Uma vez que a idade me tem dado para a desconfiança, duas ou três coisas sobre João Félix
Vinha cá dizer que me parece realmente estranha esta 'normalidade' à volta da transferência do João Félix para o Atlético de Madrid. O diz-que-disse, os rumores, o Benfica, o Jorge Mendes que empresta o jato para o rapaz ir de férias para Ibiza, tudo. Não há nenhum ser humano cujo trabalho valha 120 milhões de euros e o momento em que dizemos "vale o que o mercado estiver disposto a dar por ele" é aquele em pomos o assunto num plano tão abstrato que só vale a pena dizer isto: escrutínio, escrutínio, escrutínio. Porque da última vez que nos deixámos iludir pelo 'mercado', acordámos com a falência do Lehman Brothers. Não é coisa pela qual me apeteça passar outra vez.
Há uma frivolidade na maneira como se fala disto - 120 milhões como se fosse coisa pouca. Como se o João Félix, que jogou seis meses na I Liga já tivesse demonstrado cabalmente que pode ser um grande jogador.
O que se está a passar é problemático a vários níveis, incluindo este: não é só por acharem que o João Félix vai ser um grande jogador que estão a dar este dinheiro por ele. Aposto que há deles aos pontapés na Europa e na América Latina. É porque ele tem aquela qualidade de 'estrela' que interessa. Aquele atrativo que vai fazer dele uma paixão para os adeptos de futebol, para as adeptas, para as adolescentes, até para quem não gosta de futebol mas se pela por uma celebridade. João Félix atrai as câmaras e alguém já percebeu isso. É essa a única - e grande - diferença em relação ao Bruno Fernandes. E estamos todos a participar nisto como participámos com Cristiano Ronaldo (correu bem), como com Renato Sanches (correu mal).
Gosto de ouvir os comentadores dos programas de desporto falarem do que pode correr bem ou mal - será o país determinante? Ou a cabeça do jogador? É engraçado que ninguém diga que, por 120 milhões de transferência e 6 milhões ano - a margem para falhar é muito pequena. Mais: tenho pena que as pessoas experientes envolvidas nesta transação se mantenham tão longe dos holofotes e não tenham problema nenhum em mandar um rapaz de 19 anos para a frente de batalha. Porque se alguma coisa correr mal, vai ser a cara de João Félix que vou ver nas notícias. Da mesma forma que Ronaldo foi dar a cara pela fuga ao fisco sem preencher o IRS.

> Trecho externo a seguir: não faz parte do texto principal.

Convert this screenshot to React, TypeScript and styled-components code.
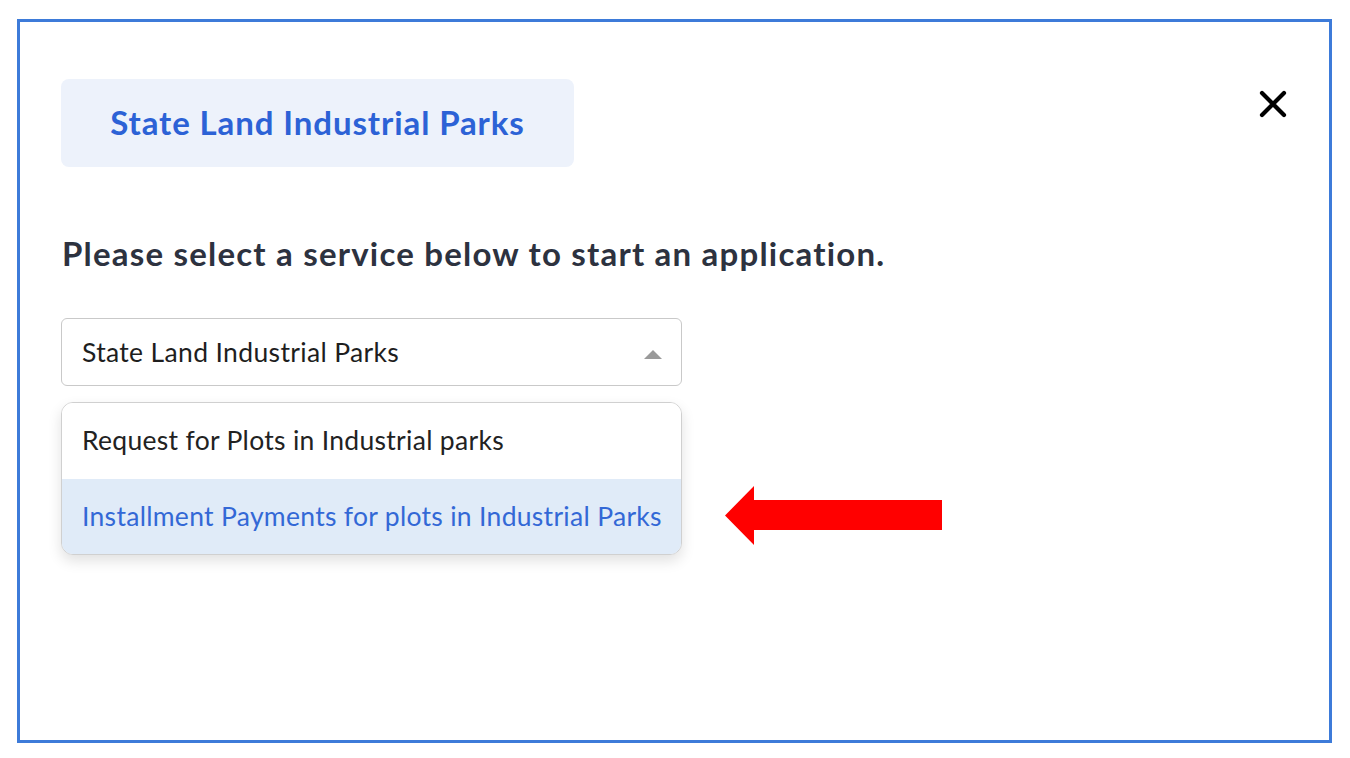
import React from "react";
import styled, { createGlobalStyle } from "styled-components";

const Global = createGlobalStyle`
  html, body { margin: 0; padding: 0; background: #ffffff; }
  body { font-family: "Lato", "Noto Sans", sans-serif; }
  * { box-sizing: border-box; }
`;

const Frame = styled.div`
  margin: 19px 0 0 17px;
  width: 1315px;
  height: 724px;
  border: 3px solid #3d7bd9;
  background: #fff;
  padding: 57px 42px 0 41px;
  display: flex;
  flex-direction: column;
`;

const Header = styled.div`
  display: flex;
  justify-content: space-between;
  align-items: flex-start;
`;

const TitleTag = styled.div`
  width: 513px;
  height: 88px;
  border-radius: 8px;
  background: #edf2fb;
  display: flex;
  align-items: center;
  justify-content: center;
  color: #2c62d6;
  font-weight: 700;
  font-size: 33px;
  letter-spacing: 0.9px;
  padding-bottom: 2px;
`;

const CloseButton = styled.button`
  margin-top: 11px;
  width: 28px;
  height: 28px;
  padding: 0;
  border: none;
  background: none;
  display: flex;
  align-items: center;
  justify-content: center;
  cursor: pointer;
`;

const Prompt = styled.h2`
  margin: 66px 0 0 1px;
  font-size: 33px;
  font-weight: 700;
  color: #2d323f;
  line-height: 40px;
  letter-spacing: 1.2px;
`;

const Select = styled.div`
  margin-top: 45px;
  width: 621px;
  height: 68px;
  border: 1px solid #c9c9c9;
  border-radius: 6px;
  display: flex;
  align-items: center;
  justify-content: space-between;
  padding: 0 19px 0 20px;
  font-size: 26.5px;
  letter-spacing: 0.35px;
  color: #1e1e1e;
`;

const Caret = styled.span`
  width: 0;
  height: 0;
  border-left: 9px solid transparent;
  border-right: 9px solid transparent;
  border-bottom: 9px solid #9a9a9a;
  margin-top: 4px;
`;

const MenuRow = styled.div`
  margin-top: 16px;
  display: flex;
  align-items: flex-start;
`;

const Menu = styled.div`
  width: 621px;
  border: 1px solid #d0d0d0;
  border-radius: 12px;
  overflow: hidden;
  box-shadow: 0 6px 14px rgba(0, 0, 0, 0.12);
  background: #fff;
`;

const Option = styled.div<{ $active?: boolean }>`
  height: ${(p) => (p.$active ? "75px" : "76px")};
  display: flex;
  align-items: center;
  padding: 0 10px 2px 20px;
  white-space: nowrap;
  font-size: 26.5px;
  letter-spacing: 0.3px;
  background: ${(p) => (p.$active ? "#e0ebf8" : "#fff")};
  color: ${(p) => (p.$active ? "#3368d6" : "#222")};
`;

const Pointer = styled.svg`
  margin: 84px 0 0 43px;
  flex: none;
`;

export default function App() {
  return (
    <>
      <Global />
      <Frame>
        <Header>
          <TitleTag>State Land Industrial Parks</TitleTag>
          <CloseButton aria-label="Close">
            <svg width="28" height="28" viewBox="0 0 28 28">
              <path d="M3 3 L25 25 M25 3 L3 25" stroke="#000" strokeWidth="4.2" strokeLinecap="round" />
            </svg>
          </CloseButton>
        </Header>
        <Prompt>Please select a service below to start an application.</Prompt>
        <Select>
          <span>State Land Industrial Parks</span>
          <Caret />
        </Select>
        <MenuRow>
          <Menu>
            <Option>Request for Plots in Industrial parks</Option>
            <Option $active>Installment Payments for plots in Industrial Parks</Option>
          </Menu>
          <Pointer width="218" height="59" viewBox="0 0 218 59">
            <polygon points="0,29.5 29,0 29,14 217,14 217,44 29,44 29,59" fill="#ff0000" />
          </Pointer>
        </MenuRow>
      </Frame>
    </>
  );
}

Temos de ser exigentes no escrutínio destes negócios que se fazem à custa do nosso divertimento. É preciso dizer com todas as letras que existe um enorme fosso entre o valor do trabalho de um médico, de um cientista, de um advogado, de um jornalista e de um jogador de futebol numa liga milionária. E que tem de existir bom senso.
Não estou a dizer que ele não vale os 120 milhões que querem pagar por ele ou os seis milhões/ano de salário. Estou a dizer que é preciso ter a certeza que este negócio é rigoroso, justo e correto, porque a história diz-nos que em valores tão altos, muitos protagonistas criaram ilusões de impunidade (algumas vezes foram mesmo impunes).
Um mercado livre requer regras e transparência.